FLJ – Mas a sra .duvida da existência de um comando para prender as três autoridades?

Karina- Para mim, são narrativas fantasiosas. Lembro-me das AIJEs (ações de investigações judiciais eleitorais) de 2018 e do inquérito sobre fake news nas eleições, nas quais fui advogada. Não havia uma única prova sequer da existência de financiamento de grupos para propagar notícias falsas em favor da campanha eleitoral do então candidato Jair Bolsonaro, mas todo dia estavam estampados, nos veículos de comunicação, matérias sensacionalistas, com vazamentos de informações dos inquéritos, como se tivesse acontecido algo grave e ilegal em 2018. Felizmente, não tivemos uma condenação ilegal. Espero que os inquéritos atuais tenham o mesmo fim.

FLJ – Dissemina-se a percepção segundo a qual o depoimento do general Freire Gomes à Polícia Federal, na sexta-feira, é o que faltava para selar a condenação de Bolsonaro.
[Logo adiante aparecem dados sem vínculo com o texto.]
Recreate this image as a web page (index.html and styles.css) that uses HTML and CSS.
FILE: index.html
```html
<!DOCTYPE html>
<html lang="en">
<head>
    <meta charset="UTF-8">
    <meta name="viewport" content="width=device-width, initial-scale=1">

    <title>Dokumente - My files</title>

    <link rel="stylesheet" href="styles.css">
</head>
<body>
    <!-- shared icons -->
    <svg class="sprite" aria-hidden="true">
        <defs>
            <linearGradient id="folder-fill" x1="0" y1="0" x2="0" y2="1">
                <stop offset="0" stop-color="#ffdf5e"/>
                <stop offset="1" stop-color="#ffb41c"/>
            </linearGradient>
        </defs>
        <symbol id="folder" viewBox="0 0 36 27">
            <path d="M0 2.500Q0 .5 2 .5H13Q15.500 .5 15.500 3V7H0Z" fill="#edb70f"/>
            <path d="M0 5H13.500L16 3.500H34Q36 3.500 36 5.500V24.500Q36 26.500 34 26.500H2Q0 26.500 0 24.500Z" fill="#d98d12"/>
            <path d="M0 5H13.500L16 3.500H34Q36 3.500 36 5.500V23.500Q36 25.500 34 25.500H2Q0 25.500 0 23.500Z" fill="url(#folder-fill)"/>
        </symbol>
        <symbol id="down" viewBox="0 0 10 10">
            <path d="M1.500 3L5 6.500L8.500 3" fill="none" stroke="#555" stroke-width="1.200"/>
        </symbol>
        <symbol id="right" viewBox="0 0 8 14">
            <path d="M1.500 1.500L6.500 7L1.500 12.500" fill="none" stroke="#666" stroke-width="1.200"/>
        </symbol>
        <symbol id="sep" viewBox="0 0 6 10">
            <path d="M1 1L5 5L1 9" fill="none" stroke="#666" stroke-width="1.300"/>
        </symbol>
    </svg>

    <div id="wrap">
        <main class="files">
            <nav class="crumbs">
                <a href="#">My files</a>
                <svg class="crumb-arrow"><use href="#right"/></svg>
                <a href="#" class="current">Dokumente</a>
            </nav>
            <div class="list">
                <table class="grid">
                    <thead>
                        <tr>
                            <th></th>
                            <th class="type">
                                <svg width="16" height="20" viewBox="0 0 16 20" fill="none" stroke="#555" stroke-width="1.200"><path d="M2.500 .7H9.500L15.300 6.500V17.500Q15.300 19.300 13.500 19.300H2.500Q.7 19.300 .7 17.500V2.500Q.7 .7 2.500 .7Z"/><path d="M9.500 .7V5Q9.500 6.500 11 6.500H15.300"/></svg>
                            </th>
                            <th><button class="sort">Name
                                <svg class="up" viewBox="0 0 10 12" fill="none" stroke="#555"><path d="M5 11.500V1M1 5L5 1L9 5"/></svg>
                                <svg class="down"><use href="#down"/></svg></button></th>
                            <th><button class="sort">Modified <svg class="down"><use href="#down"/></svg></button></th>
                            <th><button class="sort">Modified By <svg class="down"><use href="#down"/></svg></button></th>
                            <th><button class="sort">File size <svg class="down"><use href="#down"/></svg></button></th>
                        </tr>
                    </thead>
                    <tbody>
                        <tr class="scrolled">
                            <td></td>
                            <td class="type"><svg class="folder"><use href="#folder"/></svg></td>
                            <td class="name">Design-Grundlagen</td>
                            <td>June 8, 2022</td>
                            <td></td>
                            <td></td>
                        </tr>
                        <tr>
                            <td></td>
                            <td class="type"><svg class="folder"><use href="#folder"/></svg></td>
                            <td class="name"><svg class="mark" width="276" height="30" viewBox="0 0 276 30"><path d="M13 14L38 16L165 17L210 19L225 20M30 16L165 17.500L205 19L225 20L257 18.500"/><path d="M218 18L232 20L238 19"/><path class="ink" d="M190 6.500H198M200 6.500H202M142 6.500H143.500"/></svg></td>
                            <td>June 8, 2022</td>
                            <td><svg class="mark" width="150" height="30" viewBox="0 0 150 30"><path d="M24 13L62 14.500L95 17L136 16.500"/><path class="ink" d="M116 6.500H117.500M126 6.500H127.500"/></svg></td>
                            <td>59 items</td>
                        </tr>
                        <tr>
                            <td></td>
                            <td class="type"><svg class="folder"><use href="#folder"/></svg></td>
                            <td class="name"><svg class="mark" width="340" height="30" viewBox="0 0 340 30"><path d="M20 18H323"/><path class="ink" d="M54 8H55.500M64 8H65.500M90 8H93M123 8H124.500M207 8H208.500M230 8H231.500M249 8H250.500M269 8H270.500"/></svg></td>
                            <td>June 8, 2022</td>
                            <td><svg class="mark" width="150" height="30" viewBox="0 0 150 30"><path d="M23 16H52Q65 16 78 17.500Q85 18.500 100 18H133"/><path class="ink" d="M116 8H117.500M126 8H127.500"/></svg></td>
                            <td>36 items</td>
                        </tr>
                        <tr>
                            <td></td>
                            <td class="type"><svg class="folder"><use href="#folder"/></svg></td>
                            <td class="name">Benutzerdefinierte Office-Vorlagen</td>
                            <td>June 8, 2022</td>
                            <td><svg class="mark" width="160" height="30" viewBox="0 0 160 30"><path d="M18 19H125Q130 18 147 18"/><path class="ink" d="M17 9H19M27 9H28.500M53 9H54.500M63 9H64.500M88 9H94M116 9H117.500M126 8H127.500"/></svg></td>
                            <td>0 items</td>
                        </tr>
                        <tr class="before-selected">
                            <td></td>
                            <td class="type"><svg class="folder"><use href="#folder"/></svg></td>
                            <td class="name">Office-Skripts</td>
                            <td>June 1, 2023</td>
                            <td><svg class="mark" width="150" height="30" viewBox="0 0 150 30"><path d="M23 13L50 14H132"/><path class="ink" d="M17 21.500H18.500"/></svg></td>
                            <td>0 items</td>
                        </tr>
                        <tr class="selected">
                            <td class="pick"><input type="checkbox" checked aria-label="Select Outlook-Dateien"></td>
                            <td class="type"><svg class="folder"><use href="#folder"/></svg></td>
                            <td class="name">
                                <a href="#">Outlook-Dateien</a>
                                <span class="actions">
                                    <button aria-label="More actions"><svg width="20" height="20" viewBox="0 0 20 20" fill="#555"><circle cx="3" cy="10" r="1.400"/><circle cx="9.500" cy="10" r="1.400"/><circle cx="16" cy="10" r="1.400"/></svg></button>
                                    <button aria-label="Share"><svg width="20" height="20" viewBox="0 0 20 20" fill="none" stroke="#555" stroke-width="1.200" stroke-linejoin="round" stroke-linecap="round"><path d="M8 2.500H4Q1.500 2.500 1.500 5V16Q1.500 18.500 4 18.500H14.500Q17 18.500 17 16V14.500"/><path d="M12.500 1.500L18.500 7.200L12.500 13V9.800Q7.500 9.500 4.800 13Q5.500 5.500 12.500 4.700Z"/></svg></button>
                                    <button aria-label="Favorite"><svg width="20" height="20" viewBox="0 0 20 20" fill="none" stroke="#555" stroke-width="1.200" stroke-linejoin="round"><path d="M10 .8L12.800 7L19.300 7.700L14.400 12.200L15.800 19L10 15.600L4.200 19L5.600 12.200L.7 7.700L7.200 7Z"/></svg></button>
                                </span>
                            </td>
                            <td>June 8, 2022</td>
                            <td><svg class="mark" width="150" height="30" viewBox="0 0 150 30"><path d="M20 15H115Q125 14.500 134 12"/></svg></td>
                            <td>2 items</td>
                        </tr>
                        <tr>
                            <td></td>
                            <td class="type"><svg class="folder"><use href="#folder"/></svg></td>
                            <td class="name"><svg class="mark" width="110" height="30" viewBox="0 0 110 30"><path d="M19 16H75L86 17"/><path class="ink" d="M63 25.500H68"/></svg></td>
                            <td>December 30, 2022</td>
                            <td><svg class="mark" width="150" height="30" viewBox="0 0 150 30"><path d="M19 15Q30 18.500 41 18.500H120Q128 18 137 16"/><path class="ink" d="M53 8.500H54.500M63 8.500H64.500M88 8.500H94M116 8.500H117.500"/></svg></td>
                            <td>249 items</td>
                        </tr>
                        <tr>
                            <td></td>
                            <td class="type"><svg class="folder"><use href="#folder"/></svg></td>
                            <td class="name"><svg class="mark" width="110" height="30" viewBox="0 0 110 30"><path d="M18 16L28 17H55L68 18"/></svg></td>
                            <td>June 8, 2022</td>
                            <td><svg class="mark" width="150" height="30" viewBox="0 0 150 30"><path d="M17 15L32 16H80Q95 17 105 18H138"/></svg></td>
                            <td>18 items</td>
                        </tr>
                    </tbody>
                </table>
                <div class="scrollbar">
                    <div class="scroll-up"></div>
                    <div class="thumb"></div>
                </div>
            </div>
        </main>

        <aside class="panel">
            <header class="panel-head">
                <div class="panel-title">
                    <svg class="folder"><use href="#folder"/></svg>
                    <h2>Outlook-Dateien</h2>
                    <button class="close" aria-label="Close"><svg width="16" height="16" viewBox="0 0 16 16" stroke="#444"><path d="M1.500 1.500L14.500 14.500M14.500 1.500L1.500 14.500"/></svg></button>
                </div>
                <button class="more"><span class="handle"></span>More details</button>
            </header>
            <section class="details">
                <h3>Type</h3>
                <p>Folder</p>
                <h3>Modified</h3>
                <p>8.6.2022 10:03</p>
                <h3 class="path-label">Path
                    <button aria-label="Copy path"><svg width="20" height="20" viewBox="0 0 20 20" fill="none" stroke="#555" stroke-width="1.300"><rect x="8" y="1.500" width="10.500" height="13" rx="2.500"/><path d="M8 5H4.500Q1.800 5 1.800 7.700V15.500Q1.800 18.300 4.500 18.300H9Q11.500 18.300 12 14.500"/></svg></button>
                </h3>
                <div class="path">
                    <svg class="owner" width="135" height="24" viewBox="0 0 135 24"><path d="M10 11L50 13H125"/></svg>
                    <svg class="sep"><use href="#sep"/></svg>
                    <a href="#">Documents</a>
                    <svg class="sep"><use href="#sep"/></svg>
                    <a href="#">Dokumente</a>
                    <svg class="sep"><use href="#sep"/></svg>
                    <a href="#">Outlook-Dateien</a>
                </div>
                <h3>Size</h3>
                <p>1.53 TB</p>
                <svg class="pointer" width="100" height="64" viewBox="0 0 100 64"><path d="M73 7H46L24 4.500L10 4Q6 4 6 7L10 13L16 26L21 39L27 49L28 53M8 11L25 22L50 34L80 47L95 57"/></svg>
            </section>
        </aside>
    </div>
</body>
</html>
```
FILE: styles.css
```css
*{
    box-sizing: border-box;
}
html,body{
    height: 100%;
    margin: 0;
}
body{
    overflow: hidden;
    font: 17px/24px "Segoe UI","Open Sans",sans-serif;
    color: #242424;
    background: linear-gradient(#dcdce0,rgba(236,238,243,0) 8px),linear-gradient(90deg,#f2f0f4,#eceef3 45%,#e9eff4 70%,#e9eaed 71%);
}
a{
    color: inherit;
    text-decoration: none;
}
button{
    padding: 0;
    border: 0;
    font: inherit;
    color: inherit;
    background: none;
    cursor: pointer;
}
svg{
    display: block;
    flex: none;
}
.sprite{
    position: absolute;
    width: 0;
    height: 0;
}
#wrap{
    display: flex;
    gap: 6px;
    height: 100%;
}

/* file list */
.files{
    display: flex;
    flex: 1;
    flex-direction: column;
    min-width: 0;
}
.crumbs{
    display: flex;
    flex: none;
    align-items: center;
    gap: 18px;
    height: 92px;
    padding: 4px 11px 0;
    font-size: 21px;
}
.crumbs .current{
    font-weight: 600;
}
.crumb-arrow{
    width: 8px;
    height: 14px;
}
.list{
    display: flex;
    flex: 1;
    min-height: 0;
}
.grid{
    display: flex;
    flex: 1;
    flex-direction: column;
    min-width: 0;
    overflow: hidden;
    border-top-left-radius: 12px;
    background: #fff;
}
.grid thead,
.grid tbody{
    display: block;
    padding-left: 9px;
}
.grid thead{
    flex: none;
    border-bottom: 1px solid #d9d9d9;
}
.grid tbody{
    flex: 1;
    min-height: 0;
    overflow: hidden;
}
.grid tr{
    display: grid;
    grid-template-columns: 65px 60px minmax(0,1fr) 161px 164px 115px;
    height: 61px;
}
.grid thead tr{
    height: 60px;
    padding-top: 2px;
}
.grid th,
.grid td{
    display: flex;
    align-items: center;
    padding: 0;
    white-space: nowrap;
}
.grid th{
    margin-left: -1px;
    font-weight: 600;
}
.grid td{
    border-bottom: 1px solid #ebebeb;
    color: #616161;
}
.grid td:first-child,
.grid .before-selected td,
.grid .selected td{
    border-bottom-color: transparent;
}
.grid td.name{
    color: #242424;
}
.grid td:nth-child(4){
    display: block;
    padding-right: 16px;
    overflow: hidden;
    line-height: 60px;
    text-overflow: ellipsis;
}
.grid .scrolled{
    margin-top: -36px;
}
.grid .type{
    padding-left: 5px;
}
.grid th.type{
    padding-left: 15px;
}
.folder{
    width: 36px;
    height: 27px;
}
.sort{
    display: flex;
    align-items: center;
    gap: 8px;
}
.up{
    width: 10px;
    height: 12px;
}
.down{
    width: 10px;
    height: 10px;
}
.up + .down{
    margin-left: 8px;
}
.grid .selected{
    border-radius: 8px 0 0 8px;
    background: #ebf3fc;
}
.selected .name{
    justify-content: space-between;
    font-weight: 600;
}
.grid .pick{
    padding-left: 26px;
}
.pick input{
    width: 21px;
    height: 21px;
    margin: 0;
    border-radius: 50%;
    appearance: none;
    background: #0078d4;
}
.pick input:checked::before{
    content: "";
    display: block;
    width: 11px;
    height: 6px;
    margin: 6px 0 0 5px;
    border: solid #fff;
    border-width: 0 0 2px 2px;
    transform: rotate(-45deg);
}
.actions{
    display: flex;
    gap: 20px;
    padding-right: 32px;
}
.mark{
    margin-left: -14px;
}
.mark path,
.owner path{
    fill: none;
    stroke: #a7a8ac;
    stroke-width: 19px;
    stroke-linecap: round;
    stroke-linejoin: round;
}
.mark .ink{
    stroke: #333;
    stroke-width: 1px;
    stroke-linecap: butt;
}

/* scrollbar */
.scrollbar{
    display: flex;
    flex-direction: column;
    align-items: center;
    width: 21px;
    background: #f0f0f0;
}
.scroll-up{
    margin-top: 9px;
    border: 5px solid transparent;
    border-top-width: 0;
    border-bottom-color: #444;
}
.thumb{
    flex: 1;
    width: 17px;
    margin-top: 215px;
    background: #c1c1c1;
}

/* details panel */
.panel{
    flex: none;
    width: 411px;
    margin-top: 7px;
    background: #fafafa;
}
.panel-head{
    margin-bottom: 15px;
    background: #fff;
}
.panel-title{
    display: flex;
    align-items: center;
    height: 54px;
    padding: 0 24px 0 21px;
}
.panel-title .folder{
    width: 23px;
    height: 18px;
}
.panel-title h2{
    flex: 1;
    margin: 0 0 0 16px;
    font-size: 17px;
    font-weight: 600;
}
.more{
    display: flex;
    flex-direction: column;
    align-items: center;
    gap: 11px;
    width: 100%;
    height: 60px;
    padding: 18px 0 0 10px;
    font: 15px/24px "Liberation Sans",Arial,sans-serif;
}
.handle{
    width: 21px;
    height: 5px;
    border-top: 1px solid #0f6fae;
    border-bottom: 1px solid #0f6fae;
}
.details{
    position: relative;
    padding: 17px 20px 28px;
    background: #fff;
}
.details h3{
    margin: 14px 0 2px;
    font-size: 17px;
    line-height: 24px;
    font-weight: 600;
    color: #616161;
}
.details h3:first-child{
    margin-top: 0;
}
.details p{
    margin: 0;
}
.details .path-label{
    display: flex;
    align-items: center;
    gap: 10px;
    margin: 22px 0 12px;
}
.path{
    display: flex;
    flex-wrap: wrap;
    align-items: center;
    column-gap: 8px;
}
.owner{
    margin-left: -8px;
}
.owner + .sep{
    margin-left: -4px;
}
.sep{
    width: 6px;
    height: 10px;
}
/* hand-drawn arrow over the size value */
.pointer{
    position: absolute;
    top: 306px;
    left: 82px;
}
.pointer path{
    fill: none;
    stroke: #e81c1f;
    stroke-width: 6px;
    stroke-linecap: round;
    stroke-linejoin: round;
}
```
É mais um complicador?

Karina – Não temos o conteúdo de tais depoimentos para fazer uma avaliação precisa. Mas, caso seja verídico que eles afirmaram que reuniões para se discutir o suposto golpe aconteceram, e isso ficasse provado, poderia adiantar que essas discussões seriam nada mais do que atos preparatórios, que não são puníveis, como já mencionado.